While the bus industry, in general, has promoted compartmentalization as the state-of-the-art in occupant protection for at least 30 years, school transportation officials have resisted seatbelts on school buses because, they argue, they take up too much room and turn the current three-occupant seat into a two-occupant seat. At a 2006 public meeting on the issue, Charles Hood, the Florida Department of Education’s Director of School Transportation argued that the expense of adding lap/shoulder belts combined with the costs of buying extra buses to address the lost capacity could be daunting. He estimated that it would cost Florida $14 million to equip its current fleet with three-point belts and require the district to purchase 506 more buses to make up the lost capacity. The total capital and operational impact to Florida schools’ finances would be $68 million, Hood said.

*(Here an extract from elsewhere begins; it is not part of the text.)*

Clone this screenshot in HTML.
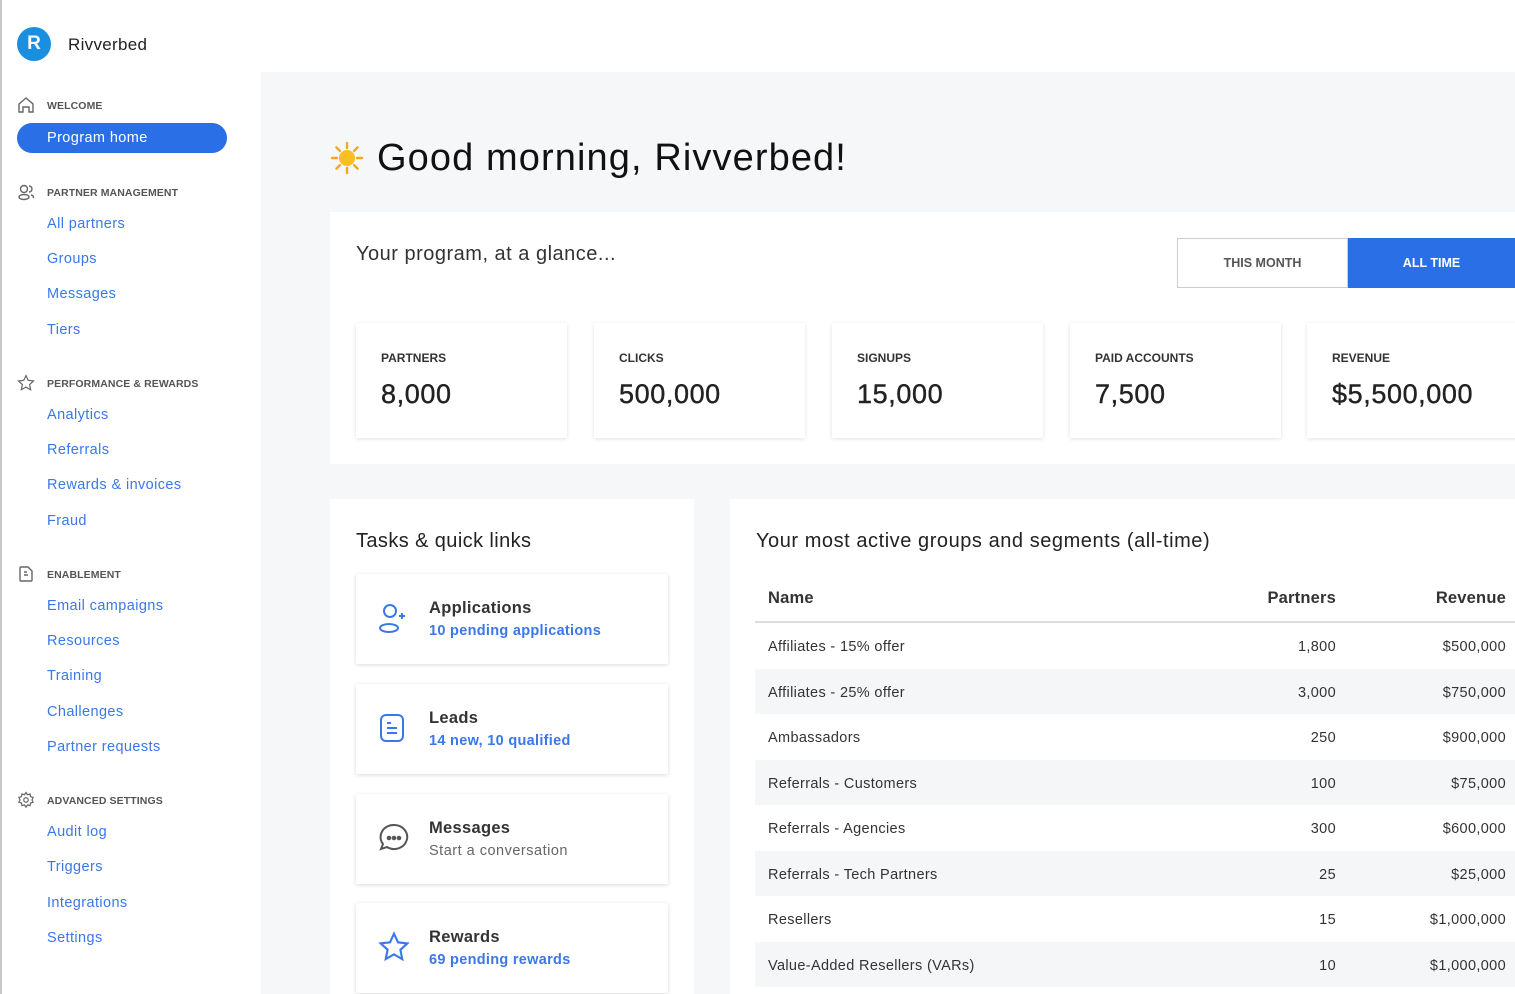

That type of argument persuaded the agency to, once again, take a pass at requiring shoulder lap belts for school buses:
“Our best practices recommendation seeks to reflect real world considerations about the safety record of school buses, the economic impact on school systems incurred by the costs of seat belts and the impact that lap/ shoulder belts have on the seating capacity of large school buses. Our laboratory test results indicate that our test dummies measured better head protection performance when lap/shoulder belts were properly used with compartmentalization than compared to compartmentalization alone. However, best practices compel us to acknowledge that installation of lap/shoulder belts, as currently designed, reduce the number of seats offered to students, resulting in fewer children riding school buses, exposing more children to higher safety risks in alternative forms of transport to or from school or related events, and a probable overall net safety disbenefit due to their installation.”